TASK TO CARRY OUT
Look through the lines and report how many include the word "screenshot", giving nothing but the number.
■ ■ ■ ■ ■ ■ ■
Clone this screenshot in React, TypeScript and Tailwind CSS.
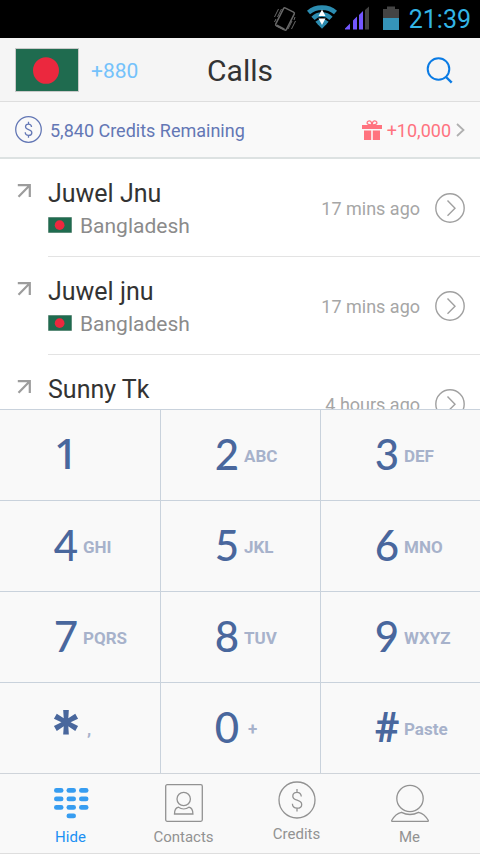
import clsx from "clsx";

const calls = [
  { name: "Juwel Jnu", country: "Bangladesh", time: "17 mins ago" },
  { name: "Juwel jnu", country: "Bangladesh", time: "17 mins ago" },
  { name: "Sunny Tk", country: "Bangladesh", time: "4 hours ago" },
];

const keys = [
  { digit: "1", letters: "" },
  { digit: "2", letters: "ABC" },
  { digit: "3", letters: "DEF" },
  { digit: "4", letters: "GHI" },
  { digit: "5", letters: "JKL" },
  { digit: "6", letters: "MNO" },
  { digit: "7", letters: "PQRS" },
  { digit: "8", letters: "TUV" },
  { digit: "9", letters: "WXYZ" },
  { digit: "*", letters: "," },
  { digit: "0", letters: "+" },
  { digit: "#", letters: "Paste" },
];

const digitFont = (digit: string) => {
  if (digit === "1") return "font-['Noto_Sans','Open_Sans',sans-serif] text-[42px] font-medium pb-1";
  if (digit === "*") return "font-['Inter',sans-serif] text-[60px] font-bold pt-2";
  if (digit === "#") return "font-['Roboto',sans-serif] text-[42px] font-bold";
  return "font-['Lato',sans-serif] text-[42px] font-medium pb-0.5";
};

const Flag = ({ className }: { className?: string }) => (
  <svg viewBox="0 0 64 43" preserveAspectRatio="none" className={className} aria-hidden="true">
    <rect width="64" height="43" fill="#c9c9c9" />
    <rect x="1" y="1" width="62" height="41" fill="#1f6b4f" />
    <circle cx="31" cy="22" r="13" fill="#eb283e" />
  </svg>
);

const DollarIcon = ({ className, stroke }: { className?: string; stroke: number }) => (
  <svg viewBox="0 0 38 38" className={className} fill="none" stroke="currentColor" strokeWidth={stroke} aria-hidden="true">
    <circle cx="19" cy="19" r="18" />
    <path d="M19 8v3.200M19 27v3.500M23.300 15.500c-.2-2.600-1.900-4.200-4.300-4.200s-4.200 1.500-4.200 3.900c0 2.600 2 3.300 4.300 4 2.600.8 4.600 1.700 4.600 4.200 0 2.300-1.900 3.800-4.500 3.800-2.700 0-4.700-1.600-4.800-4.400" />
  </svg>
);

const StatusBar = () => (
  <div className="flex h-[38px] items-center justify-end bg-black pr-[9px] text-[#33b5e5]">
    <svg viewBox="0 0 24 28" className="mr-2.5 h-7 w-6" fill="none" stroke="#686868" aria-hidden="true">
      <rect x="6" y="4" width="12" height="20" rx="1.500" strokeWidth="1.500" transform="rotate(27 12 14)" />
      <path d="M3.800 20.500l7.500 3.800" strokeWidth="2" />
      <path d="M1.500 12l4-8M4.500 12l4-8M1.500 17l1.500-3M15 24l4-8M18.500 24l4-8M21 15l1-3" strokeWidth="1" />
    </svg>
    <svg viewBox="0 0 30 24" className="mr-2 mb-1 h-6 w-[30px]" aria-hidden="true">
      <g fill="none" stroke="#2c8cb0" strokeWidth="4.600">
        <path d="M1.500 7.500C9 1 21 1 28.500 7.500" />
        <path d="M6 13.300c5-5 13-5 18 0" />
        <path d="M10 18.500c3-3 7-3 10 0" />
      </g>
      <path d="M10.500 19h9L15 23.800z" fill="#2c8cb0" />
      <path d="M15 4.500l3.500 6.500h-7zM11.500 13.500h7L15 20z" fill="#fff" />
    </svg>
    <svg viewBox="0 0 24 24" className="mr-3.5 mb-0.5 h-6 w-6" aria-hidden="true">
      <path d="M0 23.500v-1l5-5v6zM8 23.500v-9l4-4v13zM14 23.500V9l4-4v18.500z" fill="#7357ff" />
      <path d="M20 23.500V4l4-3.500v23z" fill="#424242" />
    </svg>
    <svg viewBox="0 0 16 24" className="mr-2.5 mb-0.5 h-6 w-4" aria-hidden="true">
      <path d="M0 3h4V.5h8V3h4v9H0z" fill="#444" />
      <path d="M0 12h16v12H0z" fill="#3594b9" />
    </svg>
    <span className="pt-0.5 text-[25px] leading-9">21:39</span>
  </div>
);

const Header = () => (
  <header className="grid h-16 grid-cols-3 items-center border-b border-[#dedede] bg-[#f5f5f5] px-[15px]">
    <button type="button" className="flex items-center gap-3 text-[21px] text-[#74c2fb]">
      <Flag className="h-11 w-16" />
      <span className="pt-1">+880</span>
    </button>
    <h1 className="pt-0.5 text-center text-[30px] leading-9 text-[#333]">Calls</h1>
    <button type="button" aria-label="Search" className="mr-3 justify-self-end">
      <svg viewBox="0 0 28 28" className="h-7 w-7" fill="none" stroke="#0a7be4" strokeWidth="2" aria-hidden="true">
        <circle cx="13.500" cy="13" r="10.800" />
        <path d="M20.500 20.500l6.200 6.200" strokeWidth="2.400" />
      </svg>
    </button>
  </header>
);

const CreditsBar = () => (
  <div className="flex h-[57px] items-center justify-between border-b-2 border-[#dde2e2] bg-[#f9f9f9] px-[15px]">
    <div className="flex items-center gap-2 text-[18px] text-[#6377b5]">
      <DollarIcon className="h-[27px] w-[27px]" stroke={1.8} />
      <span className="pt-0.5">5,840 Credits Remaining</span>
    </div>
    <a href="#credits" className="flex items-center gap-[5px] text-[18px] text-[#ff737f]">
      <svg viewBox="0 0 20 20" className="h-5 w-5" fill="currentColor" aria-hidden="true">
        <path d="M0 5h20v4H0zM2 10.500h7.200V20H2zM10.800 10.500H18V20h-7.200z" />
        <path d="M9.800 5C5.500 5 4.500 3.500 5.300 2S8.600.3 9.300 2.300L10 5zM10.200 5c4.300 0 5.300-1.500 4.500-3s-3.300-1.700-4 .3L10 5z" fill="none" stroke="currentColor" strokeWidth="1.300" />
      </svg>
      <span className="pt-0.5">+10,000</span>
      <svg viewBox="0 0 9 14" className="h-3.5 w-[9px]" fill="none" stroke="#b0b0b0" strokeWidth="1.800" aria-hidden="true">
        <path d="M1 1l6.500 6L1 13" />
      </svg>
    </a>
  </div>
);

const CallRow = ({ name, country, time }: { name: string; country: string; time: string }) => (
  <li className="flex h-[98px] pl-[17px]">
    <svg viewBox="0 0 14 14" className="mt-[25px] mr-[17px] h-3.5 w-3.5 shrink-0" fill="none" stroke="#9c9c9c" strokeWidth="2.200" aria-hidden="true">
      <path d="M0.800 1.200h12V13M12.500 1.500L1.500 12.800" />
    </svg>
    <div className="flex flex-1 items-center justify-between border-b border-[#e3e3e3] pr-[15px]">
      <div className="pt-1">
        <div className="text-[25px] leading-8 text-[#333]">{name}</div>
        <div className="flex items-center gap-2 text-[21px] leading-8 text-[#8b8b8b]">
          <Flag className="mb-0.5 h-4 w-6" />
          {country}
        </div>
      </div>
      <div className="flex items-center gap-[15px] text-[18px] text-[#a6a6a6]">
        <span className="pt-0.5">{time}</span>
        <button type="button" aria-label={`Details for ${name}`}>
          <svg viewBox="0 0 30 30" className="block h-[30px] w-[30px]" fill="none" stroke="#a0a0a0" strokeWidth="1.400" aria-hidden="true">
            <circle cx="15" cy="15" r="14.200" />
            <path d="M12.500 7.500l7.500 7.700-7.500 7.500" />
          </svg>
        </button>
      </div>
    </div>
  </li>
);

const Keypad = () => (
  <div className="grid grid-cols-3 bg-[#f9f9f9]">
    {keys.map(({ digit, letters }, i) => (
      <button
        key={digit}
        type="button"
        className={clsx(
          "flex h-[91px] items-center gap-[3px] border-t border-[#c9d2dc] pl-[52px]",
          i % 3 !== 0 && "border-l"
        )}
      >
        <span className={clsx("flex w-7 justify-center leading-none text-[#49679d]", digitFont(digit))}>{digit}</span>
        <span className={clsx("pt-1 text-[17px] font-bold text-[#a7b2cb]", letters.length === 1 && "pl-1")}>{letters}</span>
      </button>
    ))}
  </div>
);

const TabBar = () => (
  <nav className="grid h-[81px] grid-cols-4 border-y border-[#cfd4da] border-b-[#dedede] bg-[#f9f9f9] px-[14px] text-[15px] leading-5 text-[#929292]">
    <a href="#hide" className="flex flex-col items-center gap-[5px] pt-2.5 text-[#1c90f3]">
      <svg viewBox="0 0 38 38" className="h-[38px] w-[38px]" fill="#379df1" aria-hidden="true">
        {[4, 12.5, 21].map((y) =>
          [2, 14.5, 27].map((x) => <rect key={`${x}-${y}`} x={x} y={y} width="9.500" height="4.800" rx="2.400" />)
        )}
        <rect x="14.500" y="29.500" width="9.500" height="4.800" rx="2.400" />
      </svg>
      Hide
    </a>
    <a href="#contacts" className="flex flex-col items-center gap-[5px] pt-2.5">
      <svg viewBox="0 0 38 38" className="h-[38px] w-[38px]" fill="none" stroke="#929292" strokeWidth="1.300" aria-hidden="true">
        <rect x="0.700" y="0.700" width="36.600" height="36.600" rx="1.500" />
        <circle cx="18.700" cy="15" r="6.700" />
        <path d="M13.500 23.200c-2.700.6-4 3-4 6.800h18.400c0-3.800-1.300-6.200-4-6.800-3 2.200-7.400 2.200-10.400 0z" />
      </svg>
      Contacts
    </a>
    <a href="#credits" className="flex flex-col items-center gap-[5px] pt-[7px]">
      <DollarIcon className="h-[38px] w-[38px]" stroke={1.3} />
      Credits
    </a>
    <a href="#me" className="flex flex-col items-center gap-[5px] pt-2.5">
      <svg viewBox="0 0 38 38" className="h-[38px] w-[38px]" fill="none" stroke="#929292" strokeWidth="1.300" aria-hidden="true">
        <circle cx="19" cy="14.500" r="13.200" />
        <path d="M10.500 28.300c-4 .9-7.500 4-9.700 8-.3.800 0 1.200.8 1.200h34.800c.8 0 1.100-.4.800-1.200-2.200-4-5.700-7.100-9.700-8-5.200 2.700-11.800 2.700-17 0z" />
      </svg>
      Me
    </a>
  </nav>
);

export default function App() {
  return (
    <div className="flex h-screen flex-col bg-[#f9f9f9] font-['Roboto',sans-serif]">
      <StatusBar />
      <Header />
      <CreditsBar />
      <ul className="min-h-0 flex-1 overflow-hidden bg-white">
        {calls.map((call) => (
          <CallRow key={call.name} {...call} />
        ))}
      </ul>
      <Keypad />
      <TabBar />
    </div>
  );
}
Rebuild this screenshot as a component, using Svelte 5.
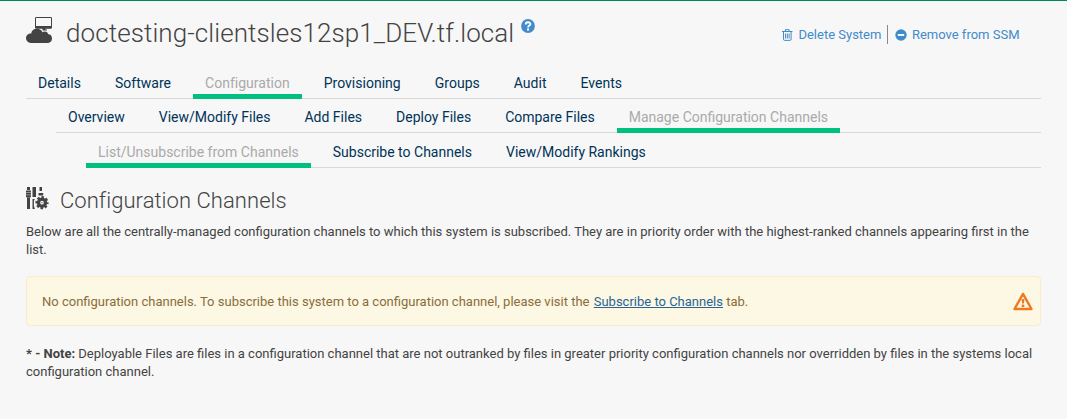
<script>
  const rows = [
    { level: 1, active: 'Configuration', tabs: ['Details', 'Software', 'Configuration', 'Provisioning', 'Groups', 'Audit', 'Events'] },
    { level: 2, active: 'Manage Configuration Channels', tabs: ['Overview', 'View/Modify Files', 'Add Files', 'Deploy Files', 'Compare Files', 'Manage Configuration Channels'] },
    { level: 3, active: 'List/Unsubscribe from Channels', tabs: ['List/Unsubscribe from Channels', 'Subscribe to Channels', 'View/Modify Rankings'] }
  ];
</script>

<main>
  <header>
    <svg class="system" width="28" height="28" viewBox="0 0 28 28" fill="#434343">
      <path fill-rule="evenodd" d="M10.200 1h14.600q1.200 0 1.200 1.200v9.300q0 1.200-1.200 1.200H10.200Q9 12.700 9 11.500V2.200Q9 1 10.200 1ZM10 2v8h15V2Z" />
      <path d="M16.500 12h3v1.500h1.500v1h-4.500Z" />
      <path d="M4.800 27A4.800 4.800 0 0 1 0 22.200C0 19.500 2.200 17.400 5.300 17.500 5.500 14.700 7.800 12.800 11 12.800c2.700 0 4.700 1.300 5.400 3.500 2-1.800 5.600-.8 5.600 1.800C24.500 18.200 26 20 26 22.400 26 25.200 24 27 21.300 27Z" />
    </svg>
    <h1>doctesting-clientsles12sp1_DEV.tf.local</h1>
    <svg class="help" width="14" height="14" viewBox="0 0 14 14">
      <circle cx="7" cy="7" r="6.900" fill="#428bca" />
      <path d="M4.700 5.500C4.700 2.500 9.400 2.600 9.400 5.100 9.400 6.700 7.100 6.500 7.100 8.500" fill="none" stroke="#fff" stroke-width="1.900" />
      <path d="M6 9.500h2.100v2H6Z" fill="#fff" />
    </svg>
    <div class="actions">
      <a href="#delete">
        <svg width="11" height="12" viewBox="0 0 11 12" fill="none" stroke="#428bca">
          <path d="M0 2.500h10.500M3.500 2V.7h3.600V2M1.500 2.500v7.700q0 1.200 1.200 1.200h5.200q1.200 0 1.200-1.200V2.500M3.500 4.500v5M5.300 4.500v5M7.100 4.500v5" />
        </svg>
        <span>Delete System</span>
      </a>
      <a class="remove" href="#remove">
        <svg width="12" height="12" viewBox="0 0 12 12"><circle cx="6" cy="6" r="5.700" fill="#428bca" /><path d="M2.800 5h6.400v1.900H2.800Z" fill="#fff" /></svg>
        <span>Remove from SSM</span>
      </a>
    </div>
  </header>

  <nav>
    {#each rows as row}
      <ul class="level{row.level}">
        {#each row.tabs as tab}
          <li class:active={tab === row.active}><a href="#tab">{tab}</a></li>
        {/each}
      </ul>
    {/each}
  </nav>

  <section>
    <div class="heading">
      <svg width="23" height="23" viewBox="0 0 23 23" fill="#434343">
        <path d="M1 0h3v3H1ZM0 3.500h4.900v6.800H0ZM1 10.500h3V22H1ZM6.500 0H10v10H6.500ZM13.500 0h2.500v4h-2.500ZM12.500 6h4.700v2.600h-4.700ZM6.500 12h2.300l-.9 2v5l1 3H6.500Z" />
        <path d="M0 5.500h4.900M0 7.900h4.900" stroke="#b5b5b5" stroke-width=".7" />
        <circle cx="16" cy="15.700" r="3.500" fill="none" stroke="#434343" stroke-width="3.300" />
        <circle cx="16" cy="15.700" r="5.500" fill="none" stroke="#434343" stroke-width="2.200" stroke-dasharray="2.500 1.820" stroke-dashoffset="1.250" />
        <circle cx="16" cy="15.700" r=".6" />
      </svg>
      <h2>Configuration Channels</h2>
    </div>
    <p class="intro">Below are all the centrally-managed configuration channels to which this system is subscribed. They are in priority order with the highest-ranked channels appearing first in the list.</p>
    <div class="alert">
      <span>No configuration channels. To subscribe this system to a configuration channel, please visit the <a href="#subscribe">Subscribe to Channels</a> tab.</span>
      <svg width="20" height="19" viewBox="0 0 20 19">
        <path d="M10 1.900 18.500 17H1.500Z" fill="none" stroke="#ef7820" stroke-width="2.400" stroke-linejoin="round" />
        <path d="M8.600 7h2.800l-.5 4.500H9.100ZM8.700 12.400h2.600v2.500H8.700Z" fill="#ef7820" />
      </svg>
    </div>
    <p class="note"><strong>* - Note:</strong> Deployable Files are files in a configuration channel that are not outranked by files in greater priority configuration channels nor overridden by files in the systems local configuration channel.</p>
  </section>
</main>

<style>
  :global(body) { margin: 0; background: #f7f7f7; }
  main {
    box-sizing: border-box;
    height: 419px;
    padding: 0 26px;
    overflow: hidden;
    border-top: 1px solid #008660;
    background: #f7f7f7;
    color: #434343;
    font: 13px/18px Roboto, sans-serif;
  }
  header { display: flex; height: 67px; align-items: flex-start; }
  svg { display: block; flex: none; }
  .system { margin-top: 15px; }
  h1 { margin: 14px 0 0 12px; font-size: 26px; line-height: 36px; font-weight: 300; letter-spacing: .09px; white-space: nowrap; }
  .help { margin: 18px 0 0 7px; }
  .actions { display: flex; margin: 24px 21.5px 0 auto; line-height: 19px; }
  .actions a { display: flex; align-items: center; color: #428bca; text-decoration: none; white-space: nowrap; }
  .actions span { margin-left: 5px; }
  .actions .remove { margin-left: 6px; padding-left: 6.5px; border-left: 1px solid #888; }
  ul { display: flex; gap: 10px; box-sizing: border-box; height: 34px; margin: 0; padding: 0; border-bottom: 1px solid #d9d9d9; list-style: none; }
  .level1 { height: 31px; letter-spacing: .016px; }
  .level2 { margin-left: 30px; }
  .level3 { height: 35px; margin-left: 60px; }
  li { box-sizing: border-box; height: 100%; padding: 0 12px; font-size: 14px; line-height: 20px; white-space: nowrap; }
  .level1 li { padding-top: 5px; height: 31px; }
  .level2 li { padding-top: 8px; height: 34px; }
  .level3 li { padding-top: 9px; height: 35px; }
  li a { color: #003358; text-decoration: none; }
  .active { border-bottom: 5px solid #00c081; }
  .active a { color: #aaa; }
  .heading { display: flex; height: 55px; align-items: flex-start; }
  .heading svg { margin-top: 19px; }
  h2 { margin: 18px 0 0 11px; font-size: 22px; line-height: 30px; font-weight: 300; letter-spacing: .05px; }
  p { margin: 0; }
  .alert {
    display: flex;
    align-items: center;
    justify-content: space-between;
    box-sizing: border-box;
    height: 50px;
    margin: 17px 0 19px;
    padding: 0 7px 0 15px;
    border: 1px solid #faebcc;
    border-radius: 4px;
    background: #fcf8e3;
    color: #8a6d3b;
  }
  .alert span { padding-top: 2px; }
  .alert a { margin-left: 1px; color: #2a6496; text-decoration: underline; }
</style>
■ ■ ■ ■ ■ ■ ■
EXERCISE ANSWER
2